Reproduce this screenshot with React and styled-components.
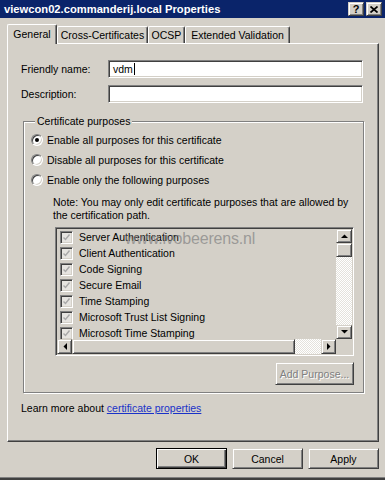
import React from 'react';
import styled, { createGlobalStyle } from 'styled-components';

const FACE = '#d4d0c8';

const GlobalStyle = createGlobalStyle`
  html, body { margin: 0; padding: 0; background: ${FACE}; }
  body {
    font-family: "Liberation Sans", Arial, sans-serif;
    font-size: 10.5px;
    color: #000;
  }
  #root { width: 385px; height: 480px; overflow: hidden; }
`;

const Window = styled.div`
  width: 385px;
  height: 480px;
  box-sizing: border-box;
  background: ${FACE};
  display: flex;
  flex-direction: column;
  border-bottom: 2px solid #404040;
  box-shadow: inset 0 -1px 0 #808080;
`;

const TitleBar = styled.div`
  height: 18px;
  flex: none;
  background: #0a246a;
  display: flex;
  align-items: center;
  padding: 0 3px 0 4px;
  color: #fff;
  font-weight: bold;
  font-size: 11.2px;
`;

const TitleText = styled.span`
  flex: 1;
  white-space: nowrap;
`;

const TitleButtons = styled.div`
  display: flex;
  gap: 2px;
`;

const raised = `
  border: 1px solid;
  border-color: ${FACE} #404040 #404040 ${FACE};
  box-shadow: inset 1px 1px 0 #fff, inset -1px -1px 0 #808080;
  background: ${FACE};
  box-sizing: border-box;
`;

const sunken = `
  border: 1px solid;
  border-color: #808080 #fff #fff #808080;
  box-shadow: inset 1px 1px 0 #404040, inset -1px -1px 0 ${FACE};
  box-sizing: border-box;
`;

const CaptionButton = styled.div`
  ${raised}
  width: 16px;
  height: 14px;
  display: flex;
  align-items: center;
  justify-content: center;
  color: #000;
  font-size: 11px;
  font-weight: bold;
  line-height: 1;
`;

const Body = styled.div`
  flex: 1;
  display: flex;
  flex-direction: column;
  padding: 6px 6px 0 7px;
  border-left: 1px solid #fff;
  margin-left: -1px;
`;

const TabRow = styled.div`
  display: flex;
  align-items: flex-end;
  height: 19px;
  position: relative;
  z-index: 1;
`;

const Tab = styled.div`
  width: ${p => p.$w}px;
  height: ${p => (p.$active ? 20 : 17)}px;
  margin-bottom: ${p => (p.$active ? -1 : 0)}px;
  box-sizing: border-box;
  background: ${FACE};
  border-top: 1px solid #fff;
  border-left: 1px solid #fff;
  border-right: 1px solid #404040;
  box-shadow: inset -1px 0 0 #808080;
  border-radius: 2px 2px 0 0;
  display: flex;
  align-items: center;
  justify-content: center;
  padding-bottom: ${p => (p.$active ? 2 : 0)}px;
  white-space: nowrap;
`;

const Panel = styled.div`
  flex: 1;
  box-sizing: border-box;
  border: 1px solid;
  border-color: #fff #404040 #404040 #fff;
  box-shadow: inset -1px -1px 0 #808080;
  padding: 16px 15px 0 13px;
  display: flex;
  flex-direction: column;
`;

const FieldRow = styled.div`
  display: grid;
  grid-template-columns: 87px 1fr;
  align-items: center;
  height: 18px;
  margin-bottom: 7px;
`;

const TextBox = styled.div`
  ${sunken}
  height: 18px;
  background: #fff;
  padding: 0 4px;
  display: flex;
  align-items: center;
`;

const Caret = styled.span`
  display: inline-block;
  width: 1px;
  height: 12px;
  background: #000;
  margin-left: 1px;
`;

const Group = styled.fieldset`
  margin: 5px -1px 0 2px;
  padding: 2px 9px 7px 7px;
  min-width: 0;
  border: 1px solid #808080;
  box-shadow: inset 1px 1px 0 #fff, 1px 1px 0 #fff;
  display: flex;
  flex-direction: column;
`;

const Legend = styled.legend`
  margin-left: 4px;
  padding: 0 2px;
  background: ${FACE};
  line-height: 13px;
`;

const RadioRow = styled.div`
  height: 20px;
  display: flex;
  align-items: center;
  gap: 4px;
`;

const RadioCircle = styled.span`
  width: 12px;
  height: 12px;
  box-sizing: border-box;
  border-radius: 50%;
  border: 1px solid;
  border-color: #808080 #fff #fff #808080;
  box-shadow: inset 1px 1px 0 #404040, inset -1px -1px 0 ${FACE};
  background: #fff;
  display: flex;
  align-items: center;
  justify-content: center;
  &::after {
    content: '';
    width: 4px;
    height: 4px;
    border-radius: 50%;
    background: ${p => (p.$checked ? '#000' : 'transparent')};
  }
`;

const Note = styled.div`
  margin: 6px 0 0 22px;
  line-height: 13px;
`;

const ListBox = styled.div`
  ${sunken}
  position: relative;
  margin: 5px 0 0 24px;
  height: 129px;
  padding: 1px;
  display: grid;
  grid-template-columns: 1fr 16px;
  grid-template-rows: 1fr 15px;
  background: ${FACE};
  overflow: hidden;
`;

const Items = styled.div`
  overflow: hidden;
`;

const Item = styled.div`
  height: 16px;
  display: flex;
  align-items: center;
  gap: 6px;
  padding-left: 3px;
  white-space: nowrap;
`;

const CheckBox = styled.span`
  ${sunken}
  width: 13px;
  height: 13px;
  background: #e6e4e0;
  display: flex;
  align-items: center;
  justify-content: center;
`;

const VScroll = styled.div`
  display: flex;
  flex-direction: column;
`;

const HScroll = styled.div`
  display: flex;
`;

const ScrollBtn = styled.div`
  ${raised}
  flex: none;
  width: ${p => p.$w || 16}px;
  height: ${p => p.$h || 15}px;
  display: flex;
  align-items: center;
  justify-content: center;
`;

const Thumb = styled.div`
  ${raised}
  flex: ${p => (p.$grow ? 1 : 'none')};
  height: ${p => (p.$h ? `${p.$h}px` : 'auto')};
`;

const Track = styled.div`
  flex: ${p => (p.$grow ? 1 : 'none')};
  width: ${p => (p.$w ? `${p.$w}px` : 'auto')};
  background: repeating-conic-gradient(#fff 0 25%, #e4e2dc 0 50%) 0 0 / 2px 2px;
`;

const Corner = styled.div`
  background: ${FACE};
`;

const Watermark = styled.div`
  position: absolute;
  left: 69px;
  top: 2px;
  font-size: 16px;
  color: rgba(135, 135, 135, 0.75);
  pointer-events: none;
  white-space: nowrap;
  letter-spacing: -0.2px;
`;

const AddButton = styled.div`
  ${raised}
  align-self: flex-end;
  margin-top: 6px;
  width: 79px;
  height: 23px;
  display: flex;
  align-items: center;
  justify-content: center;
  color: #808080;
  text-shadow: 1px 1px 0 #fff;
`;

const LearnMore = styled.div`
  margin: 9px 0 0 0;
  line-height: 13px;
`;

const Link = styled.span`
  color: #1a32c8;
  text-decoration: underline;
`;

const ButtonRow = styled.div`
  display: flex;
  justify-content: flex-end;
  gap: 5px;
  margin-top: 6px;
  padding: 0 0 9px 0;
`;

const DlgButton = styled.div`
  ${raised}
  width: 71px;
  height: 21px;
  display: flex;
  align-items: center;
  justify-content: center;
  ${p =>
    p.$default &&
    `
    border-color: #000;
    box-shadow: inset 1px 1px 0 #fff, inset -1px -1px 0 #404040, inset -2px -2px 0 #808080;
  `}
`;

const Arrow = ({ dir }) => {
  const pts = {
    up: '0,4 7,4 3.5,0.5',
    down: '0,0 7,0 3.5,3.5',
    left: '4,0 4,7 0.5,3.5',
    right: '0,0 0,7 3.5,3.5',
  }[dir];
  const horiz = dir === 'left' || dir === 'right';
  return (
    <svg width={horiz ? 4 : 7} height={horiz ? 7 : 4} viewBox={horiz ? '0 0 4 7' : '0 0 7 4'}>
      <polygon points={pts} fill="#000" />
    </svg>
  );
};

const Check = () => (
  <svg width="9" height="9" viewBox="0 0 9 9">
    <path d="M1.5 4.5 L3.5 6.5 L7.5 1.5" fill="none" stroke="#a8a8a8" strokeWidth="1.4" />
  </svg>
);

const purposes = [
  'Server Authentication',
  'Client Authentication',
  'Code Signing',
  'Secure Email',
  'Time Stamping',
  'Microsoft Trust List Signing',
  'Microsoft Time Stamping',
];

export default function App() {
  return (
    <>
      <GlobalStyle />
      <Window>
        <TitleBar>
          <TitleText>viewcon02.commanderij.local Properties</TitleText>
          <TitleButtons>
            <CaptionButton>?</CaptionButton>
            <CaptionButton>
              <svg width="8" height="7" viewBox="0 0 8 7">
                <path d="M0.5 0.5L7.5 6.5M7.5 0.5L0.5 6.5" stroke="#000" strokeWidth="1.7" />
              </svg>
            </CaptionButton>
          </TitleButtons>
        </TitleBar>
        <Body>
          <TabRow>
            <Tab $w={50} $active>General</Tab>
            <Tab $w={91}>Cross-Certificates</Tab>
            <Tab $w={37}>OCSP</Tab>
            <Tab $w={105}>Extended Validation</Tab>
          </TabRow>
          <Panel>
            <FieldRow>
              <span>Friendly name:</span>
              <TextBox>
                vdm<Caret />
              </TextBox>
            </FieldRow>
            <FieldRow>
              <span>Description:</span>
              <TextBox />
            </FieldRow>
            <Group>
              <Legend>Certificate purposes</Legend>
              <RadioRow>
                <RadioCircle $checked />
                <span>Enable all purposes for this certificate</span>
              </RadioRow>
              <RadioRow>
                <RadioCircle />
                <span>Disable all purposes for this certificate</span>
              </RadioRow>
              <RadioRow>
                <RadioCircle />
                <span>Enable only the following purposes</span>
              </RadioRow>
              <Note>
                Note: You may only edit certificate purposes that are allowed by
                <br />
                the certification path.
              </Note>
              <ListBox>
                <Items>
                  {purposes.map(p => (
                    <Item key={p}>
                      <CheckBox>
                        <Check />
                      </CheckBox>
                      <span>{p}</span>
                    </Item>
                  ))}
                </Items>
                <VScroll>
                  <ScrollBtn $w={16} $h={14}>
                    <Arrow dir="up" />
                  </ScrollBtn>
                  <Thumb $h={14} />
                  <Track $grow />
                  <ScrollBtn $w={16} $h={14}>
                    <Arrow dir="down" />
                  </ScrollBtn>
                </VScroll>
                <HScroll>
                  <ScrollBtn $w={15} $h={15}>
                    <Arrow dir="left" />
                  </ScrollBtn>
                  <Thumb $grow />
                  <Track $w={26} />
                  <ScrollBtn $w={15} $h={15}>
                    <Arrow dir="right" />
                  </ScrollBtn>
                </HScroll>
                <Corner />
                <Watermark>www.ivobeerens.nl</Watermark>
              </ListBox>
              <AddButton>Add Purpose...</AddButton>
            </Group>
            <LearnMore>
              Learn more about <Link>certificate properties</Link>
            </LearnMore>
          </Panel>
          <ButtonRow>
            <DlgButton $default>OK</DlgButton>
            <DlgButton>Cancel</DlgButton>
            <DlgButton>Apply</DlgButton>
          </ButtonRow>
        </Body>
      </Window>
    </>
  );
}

_Work to be completed_
Starting with the first line of the data above and ending with the line containing "const FACE = '#d4d0c8';", please restate every line exactly, leaving images out.

_Answer below_
Reproduce this screenshot with React and styled-components.
import React from 'react';
import styled, { createGlobalStyle } from 'styled-components';

const FACE = '#d4d0c8';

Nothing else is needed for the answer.